[Data items]
=======
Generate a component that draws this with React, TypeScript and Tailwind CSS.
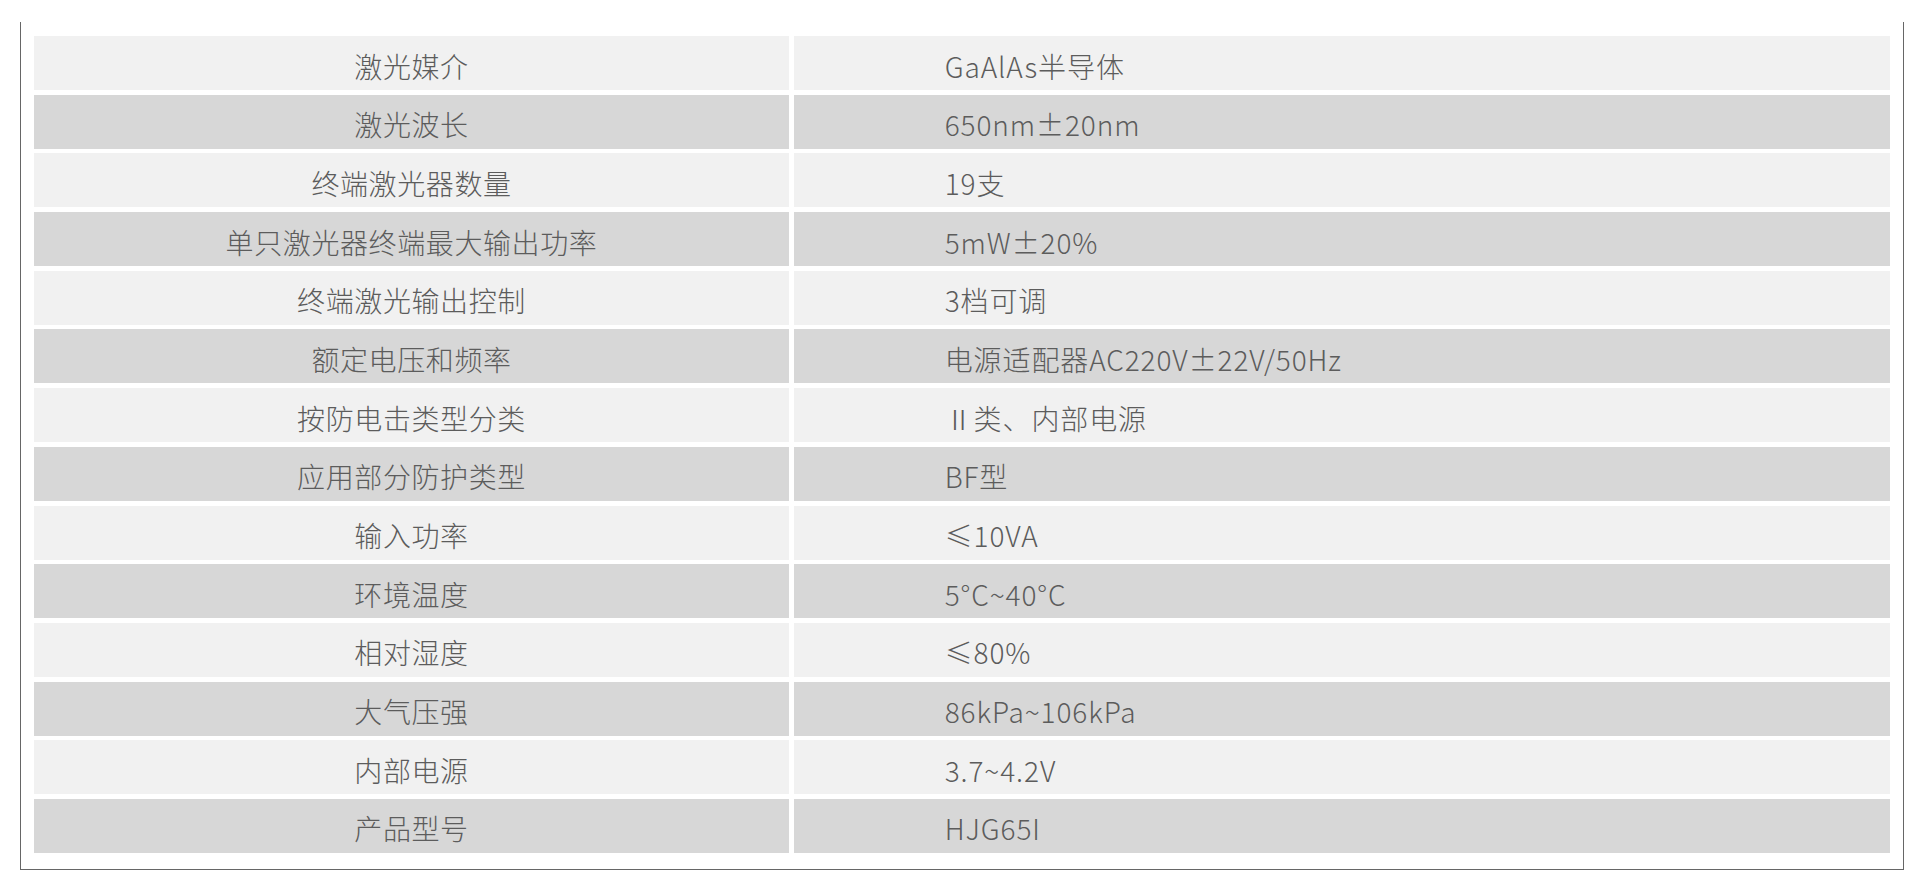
const specs: [string, string][] = [
  ["激光媒介", "GaAlAs半导体"],
  ["激光波长", "650nm±20nm"],
  ["终端激光器数量", "19支"],
  ["单只激光器终端最大输出功率", "5mW±20%"],
  ["终端激光输出控制", "3档可调"],
  ["额定电压和频率", "电源适配器AC220V±22V/50Hz"],
  ["按防电击类型分类", "Ⅱ类、内部电源"],
  ["应用部分防护类型", "BF型"],
  ["输入功率", "≤10VA"],
  ["环境温度", "5°C~40°C"],
  ["相对湿度", "≤80%"],
  ["大气压强", "86kPa~106kPa"],
  ["内部电源", "3.7~4.2V"],
  ["产品型号", "HJG65I"],
];

export default function App() {
  return (
    <div
      className="min-h-[890px] bg-white pt-[22px] pl-[20px]"
      style={{ fontFamily: '"Noto Sans CJK SC", "Noto Sans", sans-serif' }}
    >
      <div className="w-[1884px] border-x border-b border-[#666666] pt-[14px] pr-[13px] pb-[16px] pl-[13px]">
        <div className="grid grid-cols-[755px_1fr] gap-[4.7px]">
          {specs.map(([label, value], i) => {
            const bg = i % 2 === 0 ? "bg-[#f1f1f1]" : "bg-[#d7d7d7]";
            return (
              <div key={label} className="contents">
                <div
                  className={`${bg} flex h-[54px] items-center justify-center pt-[5px] text-[28px] font-light leading-none tracking-[0.6px] text-[#5c5c5c]`}
                >
                  {label}
                </div>
                <div
                  className={`${bg} flex h-[54px] items-center pl-[151px] pt-[5px] text-[28px] font-light leading-none tracking-[0.9px] text-[#5c5c5c]`}
                >
                  {value}
                </div>
              </div>
            );
          })}
        </div>
      </div>
    </div>
  );
}
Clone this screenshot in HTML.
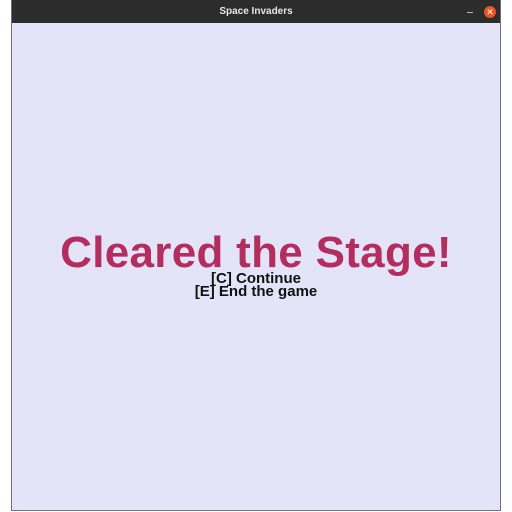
<!DOCTYPE html>
<html><head><style>
html,body{margin:0;padding:0;width:512px;height:512px;background:#fff;overflow:hidden;font-family:"Liberation Sans",Arial,sans-serif}
#win{position:absolute;left:11px;top:0;width:488px;height:510px;border:1px solid #6f6f78;border-top:none;background:#e4e4f8}
#bar{position:absolute;left:0;top:0;width:488px;height:23px;background:#2c2c2c;color:#e8e8e8;font-size:10px;font-weight:bold;text-align:center;line-height:23px}
#min{position:absolute;left:455px;top:12px;width:6px;height:1px;background:#bbb}
#cls{position:absolute;left:472px;top:6px;width:12px;height:12px;border-radius:50%;background:#e95420;color:#fff;font-size:9px;line-height:12px;text-align:center}
.t{position:absolute;left:0;width:488px;text-align:center;font-weight:bold;white-space:nowrap}
#big{top:228px;font-size:44px;color:#b32d5f;line-height:50px;letter-spacing:0.3px}
#s1{top:271px;font-size:15px;line-height:16px;color:#111}
#s2{top:284px;font-size:15px;line-height:16px;color:#111}
</style></head><body>
<div id="win">
<div id="bar">Space Invaders</div>
<div id="min"></div><div id="cls">✕</div>
<div class="t" id="big">Cleared the Stage!</div>
<div class="t" id="s1">[C] Continue</div>
<div class="t" id="s2">[E] End the game</div>
</div>
</body></html>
=======
Instruction: Omitting all images, print the listing exactly.

Answer for the task:
Generate a component that draws this with React, TypeScript and Tailwind CSS.
const specs: [string, string][] = [
  ["激光媒介", "GaAlAs半导体"],
  ["激光波长", "650nm±20nm"],
  ["终端激光器数量", "19支"],
  ["单只激光器终端最大输出功率", "5mW±20%"],
  ["终端激光输出控制", "3档可调"],
  ["额定电压和频率", "电源适配器AC220V±22V/50Hz"],
  ["按防电击类型分类", "Ⅱ类、内部电源"],
  ["应用部分防护类型", "BF型"],
  ["输入功率", "≤10VA"],
  ["环境温度", "5°C~40°C"],
  ["相对湿度", "≤80%"],
  ["大气压强", "86kPa~106kPa"],
  ["内部电源", "3.7~4.2V"],
  ["产品型号", "HJG65I"],
];

export default function App() {
  return (
    <div
      className="min-h-[890px] bg-white pt-[22px] pl-[20px]"
      style={{ fontFamily: '"Noto Sans CJK SC", "Noto Sans", sans-serif' }}
    >
      <div className="w-[1884px] border-x border-b border-[#666666] pt-[14px] pr-[13px] pb-[16px] pl-[13px]">
        <div className="grid grid-cols-[755px_1fr] gap-[4.7px]">
          {specs.map(([label, value], i) => {
            const bg = i % 2 === 0 ? "bg-[#f1f1f1]" : "bg-[#d7d7d7]";
            return (
              <div key={label} className="contents">
                <div
                  className={`${bg} flex h-[54px] items-center justify-center pt-[5px] text-[28px] font-light leading-none tracking-[0.6px] text-[#5c5c5c]`}
                >
                  {label}
                </div>
                <div
                  className={`${bg} flex h-[54px] items-center pl-[151px] pt-[5px] text-[28px] font-light leading-none tracking-[0.9px] text-[#5c5c5c]`}
                >
                  {value}
                </div>
              </div>
            );
          })}
        </div>
      </div>
    </div>
  );
}
Clone this screenshot in HTML.
<!DOCTYPE html>
<html><head><style>
html,body{margin:0;padding:0;width:512px;height:512px;background:#fff;overflow:hidden;font-family:"Liberation Sans",Arial,sans-serif}
#win{position:absolute;left:11px;top:0;width:488px;height:510px;border:1px solid #6f6f78;border-top:none;background:#e4e4f8}
#bar{position:absolute;left:0;top:0;width:488px;height:23px;background:#2c2c2c;color:#e8e8e8;font-size:10px;font-weight:bold;text-align:center;line-height:23px}
#min{position:absolute;left:455px;top:12px;width:6px;height:1px;background:#bbb}
#cls{position:absolute;left:472px;top:6px;width:12px;height:12px;border-radius:50%;background:#e95420;color:#fff;font-size:9px;line-height:12px;text-align:center}
.t{position:absolute;left:0;width:488px;text-align:center;font-weight:bold;white-space:nowrap}
#big{top:228px;font-size:44px;color:#b32d5f;line-height:50px;letter-spacing:0.3px}
#s1{top:271px;font-size:15px;line-height:16px;color:#111}
#s2{top:284px;font-size:15px;line-height:16px;color:#111}
</style></head><body>
<div id="win">
<div id="bar">Space Invaders</div>
<div id="min"></div><div id="cls">✕</div>
<div class="t" id="big">Cleared the Stage!</div>
<div class="t" id="s1">[C] Continue</div>
<div class="t" id="s2">[E] End the game</div>
</div>
</body></html>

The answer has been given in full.